A study by BBC identified over 200 coup attempts in Africa since the 1950s.About half of these have been successful. In this case, a successful coup implies one that lasts more than seven days.

Dr Sam Phiri, a lecturer in the Department of Media and Communication Studies at the University of Zambia (UNZA), said that despite much of Africa achieving independence more than 50 years ago, the continent has left its development agenda in the hands of western countries.

“Africa is lost in the maze of the western world, and what message do you give to a lost son because Africa is lost. All it can do is to realise its situation and go back home,” Phiri noted.

He further said that youths in Africa have failed to appreciate and understand the continent’s culture as they has been no transmission of knowledge to them through the teaching of the continent’s real history in schools.

“We only understand ourselves in relation to the arrival of white people. Unless current attempts to liberate African curricula are a success, Africa is still far from setting a lead in thinking.

”However, if such small steps as renaming places like Livingstone can be taken, then Africa would be drawing closer to resetting the minds of its people,” he said.

Phiri, who is a former permanent secretary in the Ministry of Information and Broadcasting, also blamed the media for not playing its intended role in uniting Africa and promoting integrity on the African continent.

” The media should liberate themselves from mental colonialism and be objective in the way they project Africa,” he added.

Meanwhile, Head of UNZA’s History and Archeology Department, Dr Alfred Tembo said that Africa is not short of great thinkers and philosophers that can propel the continent to greater heights.

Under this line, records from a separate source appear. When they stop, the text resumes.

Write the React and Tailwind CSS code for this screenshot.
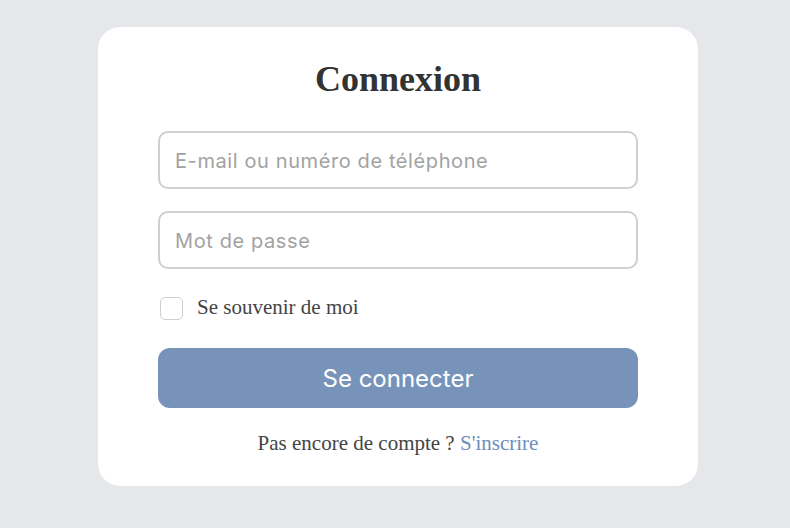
export default function App() {
  return (
    <div className="w-[790px] h-[528px] bg-[#e5e7eb] flex pl-[98px] pt-[27px]">
      <div className="w-[600px] h-[459px] bg-white rounded-[22px] px-[60px] pt-[31px] flex flex-col">
        <h1 className="text-center text-[36px] leading-[43px] font-bold text-[#333] [font-family:'Liberation_Serif',serif]">
          Connexion
        </h1>
        <input
          type="text"
          placeholder="E-mail ou numéro de téléphone"
          className="mt-[30px] h-[58px] w-full border-2 border-[#cfcfcf] rounded-[10px] px-[15px] pt-[2px] text-[20px] tracking-[0.6px] placeholder:text-[#a2a2a2] [font-family:Inter,sans-serif] outline-none"
        />
        <input
          type="password"
          placeholder="Mot de passe"
          className="mt-[22px] h-[58px] w-full border-2 border-[#cfcfcf] rounded-[10px] px-[15px] pt-[2px] text-[20px] tracking-[0.6px] placeholder:text-[#a2a2a2] [font-family:Inter,sans-serif] outline-none"
        />
        <label className="mt-[27px] h-[24px] flex items-center gap-[14px] pl-[2px]">
          <span className="w-[23px] h-[23px] border border-[#cfcfcf] rounded-[5px] bg-white"></span>
          <span className="text-[21px] text-[#444] [font-family:'Liberation_Serif',serif]">Se souvenir de moi</span>
        </label>
        <button className="mt-[28px] h-[60px] w-full rounded-[12px] bg-[#7893ba] text-white text-[24px] pt-[1px] [font-family:Inter,sans-serif]">
          Se connecter
        </button>
        <p className="mt-[23px] text-center text-[21px] leading-[24px] text-[#444] [font-family:'Liberation_Serif',serif]">
          Pas encore de compte ? <a className="text-[#6f8dbd]">S'inscrire</a>
        </p>
      </div>
    </div>
  );
}
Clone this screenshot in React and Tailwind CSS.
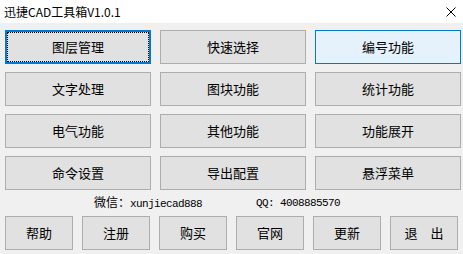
import React from 'react';

const MAIN = [
  ['图层管理', '快速选择', '编号功能'],
  ['文字处理', '图块功能', '统计功能'],
  ['电气功能', '其他功能', '功能展开'],
  ['命令设置', '导出配置', '悬浮菜单'],
];

const BOTTOM = ['帮助', '注册', '购买', '官网', '更新', '退　出'];

const cjk = { fontFamily: '"Noto Sans CJK SC", "Microsoft YaHei", sans-serif' };
const mono = { fontFamily: '"Liberation Mono", "Noto Sans CJK SC", monospace' };

const Btn = ({ label, state, className = '' }) => {
  if (state === 'focus') {
    return (
      <button className={`relative h-[34px] border-2 border-[#0078d7] bg-[#e1e1e1] text-[13px] text-black ${className}`} style={cjk}>
        <span className="absolute inset-0 border border-dotted border-black"></span>
        {label}
      </button>
    );
  }
  if (state === 'hover') {
    return (
      <button className={`h-[34px] border border-[#0078d7] bg-[#e5f1fb] text-[13px] text-black ${className}`} style={cjk}>
        {label}
      </button>
    );
  }
  return (
    <button className={`h-[34px] border border-[#adadad] bg-[#e1e1e1] text-[13px] text-black ${className}`} style={cjk}>
      {label}
    </button>
  );
};

export default function App() {
  return (
    <div className="w-[463px] h-[254px] bg-[#f0f0f0] overflow-hidden flex flex-col">
      <div className="h-[23px] bg-white flex items-center justify-between pl-[4px] pr-[6px]">
        <span className="text-[12px] text-black leading-none" style={cjk}>迅捷CAD工具箱V1.0.1</span>
        <svg width="10" height="10" viewBox="0 0 10 10" className="mr-[1px]">
          <path d="M0.5 0.5 L9.5 9.5 M9.5 0.5 L0.5 9.5" stroke="#000" strokeWidth="1" fill="none" />
        </svg>
      </div>

      <div className="pt-[7px] pl-[5px] grid grid-cols-[146px_146px_146px] gap-x-[9px] gap-y-[8px]">
        {MAIN.flat().map((l, i) => (
          <Btn key={l} label={l} state={i === 0 ? 'focus' : i === 2 ? 'hover' : null} />
        ))}
      </div>

      <div className="h-[26px] flex items-center pl-[94px] text-[11px] tracking-[-0.6px] text-black" style={mono}>
        <span><span style={cjk} className="tracking-normal text-[12px]">微信：</span>xunjiecad888</span>
        <span className="ml-[54px]">QQ: 4008885570</span>
      </div>

      <div className="pl-[5px] flex gap-[9px]">
        {BOTTOM.map(l => (
          <Btn key={l} label={l} className="w-[68px]" />
        ))}
      </div>
    </div>
  );
}
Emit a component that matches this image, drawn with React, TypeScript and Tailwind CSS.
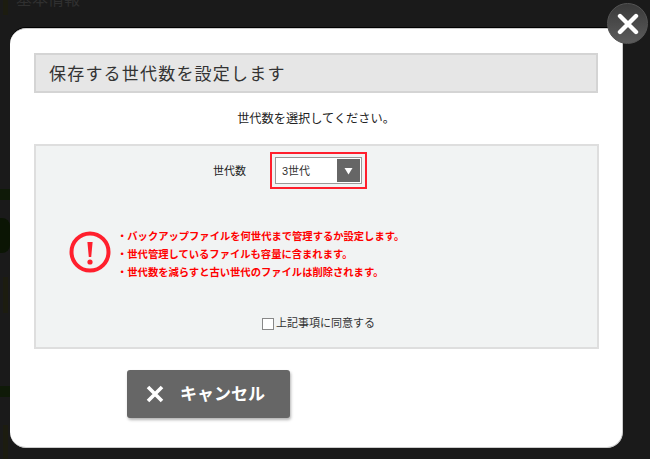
const sans = "font-['Liberation_Sans','Noto_Sans_CJK_JP',sans-serif]";

const notes = [
  "・バックアップファイルを何世代まで管理するか設定します。",
  "・世代管理しているファイルも容量に含まれます。",
  "・世代数を減らすと古い世代のファイルは削除されます。",
];

const App = () => {
  return (
    <div className={`relative h-[459px] w-[650px] overflow-hidden bg-[#1a1a1a] pt-7 pl-2.5 ${sans}`}>
      {/* page behind the overlay */}
      <div className="absolute top-0 left-[3px] h-[15px] w-[5px] bg-[#1c1c10]" />
      <div className="absolute top-[-10px] left-4 text-base leading-5 text-[#303030]">基本情報</div>
      <div className="absolute top-[189px] left-0 h-[11px] w-2.5 bg-[#0f1a08]" />
      <div className="absolute top-[218px] left-0 h-[35px] w-2.5 rounded-r-lg bg-[#0b1504]" />
      <div className="absolute top-[277px] left-[3px] h-9 w-[5px] bg-[#1c1c10]" />
      <div className="absolute top-[386px] left-0 h-[11px] w-2.5 bg-[#0f1a08]" />
      <div className="absolute top-[425px] left-[3px] h-[34px] w-[5px] bg-[#1c1c10]" />

      <div className="relative flex h-[420px] w-[613px] flex-col rounded-2xl border-t border-r border-b border-[#ccc] bg-white pt-6 pl-6 shadow-[0_-1px_0_#000]">
        <h1 className="flex h-10 w-[564px] items-center border-2 border-[#d4d4d4] bg-[#e6e6e6] pt-0.5 pl-[13px] text-[17px] leading-none font-normal tracking-[1.2px] text-[#333]">
          保存する世代数を設定します
        </h1>
        <p className="mt-[17px] w-[564px] text-center text-[12.2px] leading-[18px] text-[#222]">
          世代数を選択してください。
        </p>
        <div className="mt-4 flex h-[205px] w-[565px] flex-col border-2 border-[#dedede] bg-[#f1f3f3]">
          <div className="mt-1.5 flex items-center">
            <span className="ml-[177px] pt-0.5 text-[11px] text-[#222]">世代数</span>
            <div className="ml-[24px] flex h-[37px] w-[97px] items-center justify-center border-2 border-[#ff1f2d]">
              <div className="flex h-[27px] w-[87px] items-stretch justify-between border-2 border-[#999] bg-white outline-1 -outline-offset-2 outline-white">
                <span className="pl-[5px] text-[11px] leading-[24px] text-[#333]">3世代</span>
                <span className="flex w-[23px] items-center justify-center bg-[#666]">
                  <svg width="9" height="8" viewBox="0 0 9 8">
                    <path d="M0.5 1h8L4.5 7.5z" fill="#fff" />
                  </svg>
                </span>
              </div>
            </div>
          </div>
          <div className="mt-[36px] flex items-start">
            <svg className="mt-1.5 ml-[33px]" width="42" height="42" viewBox="0 0 42 42">
              <circle cx="21" cy="21" r="18.5" fill="none" stroke="#ff1f2d" strokeWidth="4" />
              <path d="M18.4 11h5.2l-1.4 15h-2.4z" fill="#ff1f2d" />
              <circle cx="21" cy="31" r="2.6" fill="#ff1f2d" />
            </svg>
            <ul className="mt-[3px] ml-1.5 text-[10.3px] leading-[18px] font-bold text-[#ff0000]">
              {notes.map((n) => (
                <li key={n}>{n}</li>
              ))}
            </ul>
          </div>
          <label className="mt-[34px] ml-[226px] flex items-center text-[11px] leading-none text-[#333]">
            <span className="mt-[2px] mr-0.5 h-3 w-3 border border-[#888] bg-white" />
            上記事項に同意する
          </label>
        </div>
        <button className="mt-[21px] ml-[93px] flex h-12 w-[163px] items-center rounded-[3px] bg-[#666] pl-[19px] text-[17px] leading-none font-bold text-white shadow-[1px_2px_3px_rgba(0,0,0,0.3)]">
          <svg width="18" height="18" viewBox="0 0 18 18">
            <path d="M2 2l14 14M16 2L2 16" stroke="#fff" strokeWidth="3.6" />
          </svg>
          <span className="ml-[16px] pt-px">キャンセル</span>
        </button>
      </div>

      <button className="absolute top-[3px] left-[607px] flex h-[41px] w-[41px] items-center justify-center rounded-full border border-[#555] bg-gradient-to-b from-[#3a3a3a] to-[#5c5c5c]">
        <svg width="22" height="22" viewBox="0 0 22 22">
          <path d="M3 3l16 16M19 3L3 19" stroke="#fff" strokeWidth="4.4" strokeLinecap="round" />
        </svg>
      </button>
    </div>
  );
};

export default App;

Africa has had great thinkers who have influenced philosophical thinking on the continent of Africa and beyond. Many of our first generation leaders such as Dr Kenneth Kaunda were good thinkers if you look at his philosophy of humanism,” Tembo said.

He added that economic emancipation of Africa is possible, but this should start with improved trade among African countries.

”More forward-looking investment programmes such as the recent one between Zambia and Congo DR in electric batteries should be brought forth,” the historian said.

In April, Zambia and the Democratic Republic of Congo (DRC) signed cooperation agreements for the two countries to start manufacturing electric car batteries.

Last month, Africa celebrated the 59th African Freedom Day or Africa Day under the theme ”Strengthening Resilience in Nutrition and Food Security on the African continent:
Strengthening Agro-Food Systems, Health and Social Protection Systems for the Acceleration of Human, Social and Economic Capital Development.”